[Entries with page source code]

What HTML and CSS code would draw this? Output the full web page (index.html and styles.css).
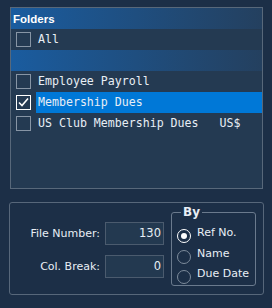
FILE: index.html
```html
<!doctype html>
<html lang="en">
<head>
<meta charset="UTF-8">
<title>Folders</title>
<link rel="stylesheet" href="styles.css">
</head>
<body>
<div class="list">
	<div class="band head">Folders</div>
	<div class="row"><span class="box"></span><span class="name">All</span></div>
	<div class="band"></div>
	<div class="row"><span class="box"></span><span class="name">Employee Payroll</span></div>
	<div class="row"><span class="box on"><svg width="13" height="13" viewBox="0 0 13 13"><path d="M2 6.5 L5 9.5 L11 2.5" fill="none" stroke="#fff" stroke-width="1.6"/></svg></span><span class="name sel">Membership Dues</span></div>
	<div class="row"><span class="box"></span><span class="name">US Club Membership Dues   US$</span></div>
</div>

<div class="group">
	<div class="fields">
		<div class="field"><label>File Number:</label><div class="input">130</div></div>
		<div class="field"><label>Col. Break:</label><div class="input">0</div></div>
	</div>
	<div class="by">
		<span class="legend">By</span>
		<div class="opt"><span class="radio on"></span>Ref No.</div>
		<div class="opt"><span class="radio"></span>Name</div>
		<div class="opt"><span class="radio"></span>Due Date</div>
	</div>
</div>
</body>
</html>
```

FILE: styles.css
```css
body{margin:0;padding:7px 9px 0 10px;background:#1c2f47;color:#e8eef5;font-family:"DejaVu Sans",sans-serif;font-size:11px;}
.list{border:1px solid #58687a;background:#243a52;height:180px;}
.band{height:21px;background:linear-gradient(to right,#1a5c9f,#24405f);}
.head{font-family:"Liberation Sans",sans-serif;font-weight:bold;font-size:11.5px;line-height:22px;padding-left:2px;color:#fff;}
.row{height:21px;display:flex;align-items:center;padding-left:5px;font-family:"DejaVu Sans Mono",monospace;font-size:11.6px;}
.box{width:13px;height:13px;border:1px solid #8795a5;margin-right:5px;flex:none;display:flex;align-items:center;justify-content:center;}
.box.on{border-color:#fff;}
.name{flex:1;height:21px;line-height:21px;padding-left:2px;white-space:pre;}
.name.sel{background:#0078d7;}
.group{margin-top:13px;margin-right:-1px;margin-left:-1px;height:91px;border:1px solid #57677a;border-radius:3px;display:flex;}
.fields{width:154px;padding-top:19px;display:flex;flex-direction:column;gap:10px;}
.field{display:flex;align-items:center;justify-content:flex-end;gap:5px;}
.field label{white-space:nowrap;}
.input{width:55px;height:21px;border:1px solid #4b5b6e;background:#233950;text-align:right;line-height:21px;padding-right:2px;font-size:11.5px;}
.by{position:relative;margin:9px 0 0 7px;width:85px;height:74px;border:1px solid #6a7a8d;border-radius:3px;padding-top:14px;box-sizing:border-box;}
.legend{position:absolute;top:-7px;left:9px;padding:0 2px;background:#1c2f47;font-weight:bold;font-size:12px;line-height:13px;}
.opt{display:flex;align-items:flex-start;height:20.5px;padding-left:5px;font-size:11px;line-height:12px;}
.radio{width:12px;height:12px;border:1.3px solid #7d8b9b;border-radius:50%;margin:2px 6px 0 0;box-sizing:content-box;position:relative;flex:none;}
.radio.on{border-color:#fff;}
.radio.on::after{content:"";position:absolute;left:3px;top:3px;width:6px;height:6px;border-radius:50%;background:#fff;}
```
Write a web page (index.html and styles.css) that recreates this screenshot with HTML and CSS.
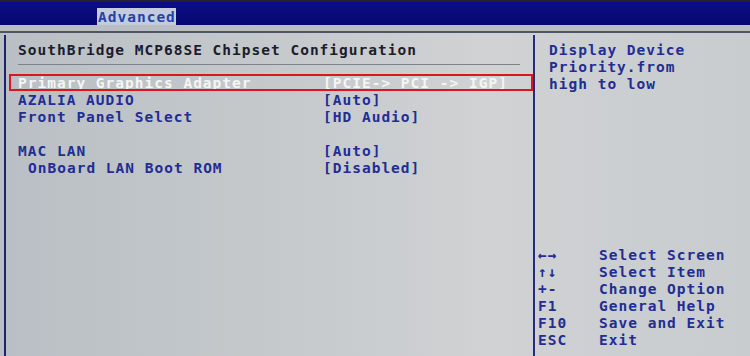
FILE: index.html
```html
<!DOCTYPE html>
<html>
<head>
<meta charset="utf-8">
<link rel="stylesheet" href="styles.css">
</head>
<body>
<div class="screen">
  <div class="topbar">
    <span class="tab">Advanced</span>
  </div>
  <div class="strip"></div>
  <div class="content">
    <div class="main">
      <div class="title">SouthBridge MCP68SE Chipset Configuration</div>
      <div class="rule"></div>
      <div class="rows">
        <div class="row selected"><span class="label">Primary Graphics Adapter</span><span class="value">[PCIE-&gt; PCI -&gt; IGP]</span></div>
        <div class="row"><span class="label">AZALIA AUDIO</span><span class="value">[Auto]</span></div>
        <div class="row"><span class="label">Front Panel Select</span><span class="value">[HD Audio]</span></div>
        <div class="row"></div>
        <div class="row"><span class="label">MAC LAN</span><span class="value">[Auto]</span></div>
        <div class="row"><span class="label sub">OnBoard LAN Boot ROM</span><span class="value">[Disabled]</span></div>
      </div>
    </div>
    <div class="divider"></div>
    <div class="side">
      <div class="help">Display Device<br>Priority.from<br>high to low</div>
      <div class="keys">
        <span class="k">←→</span><span>Select Screen</span>
        <span class="k">↑↓</span><span>Select Item</span>
        <span class="k">+-</span><span>Change Option</span>
        <span class="k">F1</span><span>General Help</span>
        <span class="k">F10</span><span>Save and Exit</span>
        <span class="k">ESC</span><span>Exit</span>
      </div>
    </div>
  </div>
</div>
</body>
</html>
```
FILE: styles.css
```css
html, body {
  margin: 0;
  padding: 0;
  background: #c4c8cb;
}
.screen {
  width: 750px;
  height: 356px;
  overflow: hidden;
  display: flex;
  flex-direction: column;
  font-family: "DejaVu Sans Mono", "Liberation Mono", monospace;
  font-weight: bold;
  font-size: 14.5px;
  letter-spacing: 1px;
  line-height: 17px;
  color: #222d94;
  background: linear-gradient(90deg, #b9bfc4 0%, #c6cacd 40%, #d0d2d3 65%, #c8cccf 100%);
}
.topbar {
  height: 23px;
  border-top: 2px solid #22232e;
  background: linear-gradient(180deg, #0c0e86, #060870);
  display: flex;
  align-items: flex-end;
  padding-left: 97px;
}
.tab {
  display: block;
  height: 17px;
  line-height: 18px;
  width: 78px;
  padding-left: 1px;
  background: #c3cbdc;
  color: #2442aa;
}
.strip {
  height: 6px;
  background: #b9bec5;
  border-bottom: 2px solid #4e5566;
}
.content {
  flex: 1;
  display: flex;
  margin-top: 2px;
  margin-left: 4px;
  border-left: 2px solid #1b2272;
}
.main {
  width: 527px;
  padding-top: 7px;
}
.title {
  padding-left: 12px;
  color: #1b1c2c;
}
.rule {
  margin: 5px 13px 9px 12px;
  height: 1px;
  background: #7d828c;
}
.rows {
  padding-left: 3px;
}
.row {
  height: 17px;
  line-height: 18px;
  display: flex;
  padding-left: 9px;
}
.row.selected {
  outline: 2px solid #e0141c;
  outline-offset: -2px;
  color: #f4f6f2;
}
.label {
  width: 305px;
  white-space: pre;
}
.label.sub {
  padding-left: 10px;
  width: 295px;
}
.value {
  white-space: pre;
}
.divider {
  width: 2px;
  background: #262c7c;
}
.side {
  flex: 1;
  display: flex;
  flex-direction: column;
  justify-content: space-between;
  padding: 7px 0 7px 0;
}
.help {
  padding-left: 14px;
}
.keys {
  display: grid;
  grid-template-columns: 61px auto;
  padding-left: 3px;
}
.keys span {
  white-space: pre;
}
```
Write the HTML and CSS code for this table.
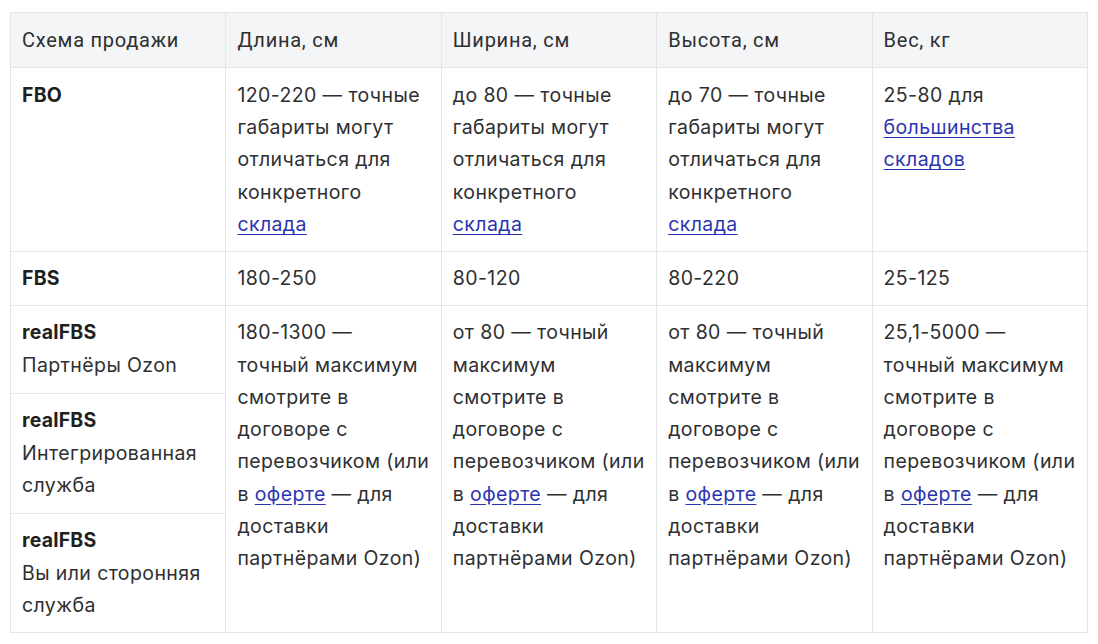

▶ Problem
Locate all lines that include the word "this" and copy them out.

▶ Worked answer
What HTML and CSS code would draw this? Output the full web page (index.html and styles.css).
Write a web page (index.html and styles.css) that recreates this screenshot with HTML and CSS.
Write the HTML and CSS code for this table.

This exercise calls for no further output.